Constructing the Concept of Cultural Famine in the Haitian Perspective
Constructing the Concept of Cultural Famine in the Haitian Perspective
Monday, 7 July 2025
Location: FSE007 (Faculty of Education Sciences (FSE))
Distributed Paper
Haitians are believed to have been living with hunger since before the country's independence in January 1804. Since then, Haitian governments, international communities, and Haitian society have been searching for a way out of hunger. This condition forms a timeline between colonialism, the recognition of independence, dictatorial governments, external interference, institutional weaknesses, and the absence and acceptance of Haitian society in the country's decisions.

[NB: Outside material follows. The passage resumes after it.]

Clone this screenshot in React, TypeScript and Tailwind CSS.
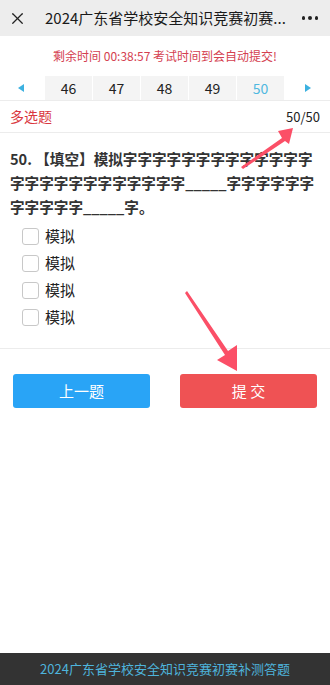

The aim of this article is to develop the concept of Cultural Hunger theoretically and to learn about the elements that condition its existence. We sought to answer which are the main constructive cultural elements of the Cultural Hunger concept, through an original essay-style theoretical discussion. Using authors such as Frantz Rousseau Déus, Arturo Escobar, Clara Bertrand Cabral, Jacques Cauna, Pierre Daix, Demesvar Delorme, Léon-François Hoffmann, Jean-Jacques Rousseau, Jean Price-Mars; Amartya Sen and Boaventura de Sousa Santos, articulating sixteen elements such as cultural facts, social culture, educational culture, and the process of inclusion, among others, which help to build the concept of Cultural Hunger. It can be concluded that no previous study has provided an explanation of the long history of hunger, either theoretically, empirically, or systemically, and no study has attempted to construct a concept like the one proposed in this thesis, except that the intergenerational circle of poverty has another focus of discussion. Which highlights the originality and innovation of this concept.